> _Given problem_:
Locate each line containing the string "this" and copy it out.

> _Data lines_:
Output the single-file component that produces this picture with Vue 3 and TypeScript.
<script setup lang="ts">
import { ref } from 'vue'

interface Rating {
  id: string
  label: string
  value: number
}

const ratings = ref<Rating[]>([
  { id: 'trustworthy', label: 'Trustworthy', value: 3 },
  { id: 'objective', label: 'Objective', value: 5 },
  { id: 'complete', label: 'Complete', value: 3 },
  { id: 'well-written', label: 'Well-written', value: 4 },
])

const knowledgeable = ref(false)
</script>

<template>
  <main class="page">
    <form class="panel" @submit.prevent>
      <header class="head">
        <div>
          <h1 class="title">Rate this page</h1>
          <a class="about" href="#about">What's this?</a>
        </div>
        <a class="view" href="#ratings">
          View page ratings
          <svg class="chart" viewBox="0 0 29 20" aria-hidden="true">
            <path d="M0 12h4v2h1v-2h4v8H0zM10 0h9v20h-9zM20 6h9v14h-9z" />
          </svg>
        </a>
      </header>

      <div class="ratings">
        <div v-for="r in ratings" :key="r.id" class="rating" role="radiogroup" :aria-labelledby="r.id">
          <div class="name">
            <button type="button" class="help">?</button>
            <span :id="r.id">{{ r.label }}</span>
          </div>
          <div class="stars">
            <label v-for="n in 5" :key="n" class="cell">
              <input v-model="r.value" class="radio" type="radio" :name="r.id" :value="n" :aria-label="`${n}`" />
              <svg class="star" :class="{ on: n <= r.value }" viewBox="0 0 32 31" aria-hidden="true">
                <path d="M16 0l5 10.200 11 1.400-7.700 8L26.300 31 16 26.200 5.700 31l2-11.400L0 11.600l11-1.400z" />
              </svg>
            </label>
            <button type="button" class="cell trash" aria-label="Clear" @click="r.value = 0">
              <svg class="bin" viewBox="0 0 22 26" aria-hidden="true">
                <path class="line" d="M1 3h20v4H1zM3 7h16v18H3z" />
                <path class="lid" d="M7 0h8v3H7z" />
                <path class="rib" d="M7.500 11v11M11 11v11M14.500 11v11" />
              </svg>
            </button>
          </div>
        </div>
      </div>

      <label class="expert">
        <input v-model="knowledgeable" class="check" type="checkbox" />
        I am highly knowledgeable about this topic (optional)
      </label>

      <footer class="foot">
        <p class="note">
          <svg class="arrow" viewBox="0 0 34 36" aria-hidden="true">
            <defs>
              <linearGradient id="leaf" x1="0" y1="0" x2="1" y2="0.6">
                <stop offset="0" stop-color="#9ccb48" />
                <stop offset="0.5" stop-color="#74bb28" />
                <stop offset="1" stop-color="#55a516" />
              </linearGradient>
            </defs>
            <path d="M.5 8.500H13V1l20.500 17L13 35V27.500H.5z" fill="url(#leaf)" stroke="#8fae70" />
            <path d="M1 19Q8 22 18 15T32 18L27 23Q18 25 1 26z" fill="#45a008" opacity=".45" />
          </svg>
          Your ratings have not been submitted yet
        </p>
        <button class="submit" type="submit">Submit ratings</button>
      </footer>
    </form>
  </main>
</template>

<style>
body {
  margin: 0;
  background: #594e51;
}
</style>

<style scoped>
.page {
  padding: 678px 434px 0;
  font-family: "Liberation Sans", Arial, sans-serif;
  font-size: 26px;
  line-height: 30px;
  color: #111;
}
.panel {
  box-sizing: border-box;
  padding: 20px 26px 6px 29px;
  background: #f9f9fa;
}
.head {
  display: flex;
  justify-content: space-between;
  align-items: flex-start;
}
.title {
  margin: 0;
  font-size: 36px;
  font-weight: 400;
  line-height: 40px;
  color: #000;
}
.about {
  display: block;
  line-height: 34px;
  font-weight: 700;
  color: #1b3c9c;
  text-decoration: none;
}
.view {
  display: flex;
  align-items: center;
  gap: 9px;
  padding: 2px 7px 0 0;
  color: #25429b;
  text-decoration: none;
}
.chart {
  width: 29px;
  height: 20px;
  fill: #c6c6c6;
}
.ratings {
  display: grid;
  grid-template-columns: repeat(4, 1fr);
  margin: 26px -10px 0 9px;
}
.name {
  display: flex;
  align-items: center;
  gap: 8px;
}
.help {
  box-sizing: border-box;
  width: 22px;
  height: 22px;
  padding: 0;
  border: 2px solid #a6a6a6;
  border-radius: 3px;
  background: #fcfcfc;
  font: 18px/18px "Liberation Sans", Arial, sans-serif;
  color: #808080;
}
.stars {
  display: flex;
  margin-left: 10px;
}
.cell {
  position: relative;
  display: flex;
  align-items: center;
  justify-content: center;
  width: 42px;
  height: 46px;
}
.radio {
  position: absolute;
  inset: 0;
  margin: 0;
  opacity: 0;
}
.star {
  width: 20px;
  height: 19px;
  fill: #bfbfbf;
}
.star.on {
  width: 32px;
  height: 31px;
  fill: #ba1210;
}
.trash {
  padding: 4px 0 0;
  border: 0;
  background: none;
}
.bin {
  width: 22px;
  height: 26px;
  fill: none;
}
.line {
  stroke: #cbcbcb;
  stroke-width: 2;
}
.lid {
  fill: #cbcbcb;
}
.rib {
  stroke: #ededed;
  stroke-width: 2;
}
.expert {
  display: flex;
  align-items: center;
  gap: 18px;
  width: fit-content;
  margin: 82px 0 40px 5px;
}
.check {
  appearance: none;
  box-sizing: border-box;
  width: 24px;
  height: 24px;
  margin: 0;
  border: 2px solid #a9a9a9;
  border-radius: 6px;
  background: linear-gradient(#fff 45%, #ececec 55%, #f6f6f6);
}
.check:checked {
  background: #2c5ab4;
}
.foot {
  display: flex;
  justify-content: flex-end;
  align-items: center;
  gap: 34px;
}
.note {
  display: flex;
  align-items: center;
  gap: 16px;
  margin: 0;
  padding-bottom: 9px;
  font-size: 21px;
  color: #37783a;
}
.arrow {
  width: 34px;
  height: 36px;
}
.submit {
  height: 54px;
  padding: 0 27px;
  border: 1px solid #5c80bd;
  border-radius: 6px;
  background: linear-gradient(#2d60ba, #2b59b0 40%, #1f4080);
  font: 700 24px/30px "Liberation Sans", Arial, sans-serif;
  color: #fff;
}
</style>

> _Output of the exercise_:
Output the single-file component that produces this picture with Vue 3 and TypeScript.
          <h1 class="title">Rate this page</h1>
          <a class="about" href="#about">What's this?</a>
        I am highly knowledgeable about this topic (optional)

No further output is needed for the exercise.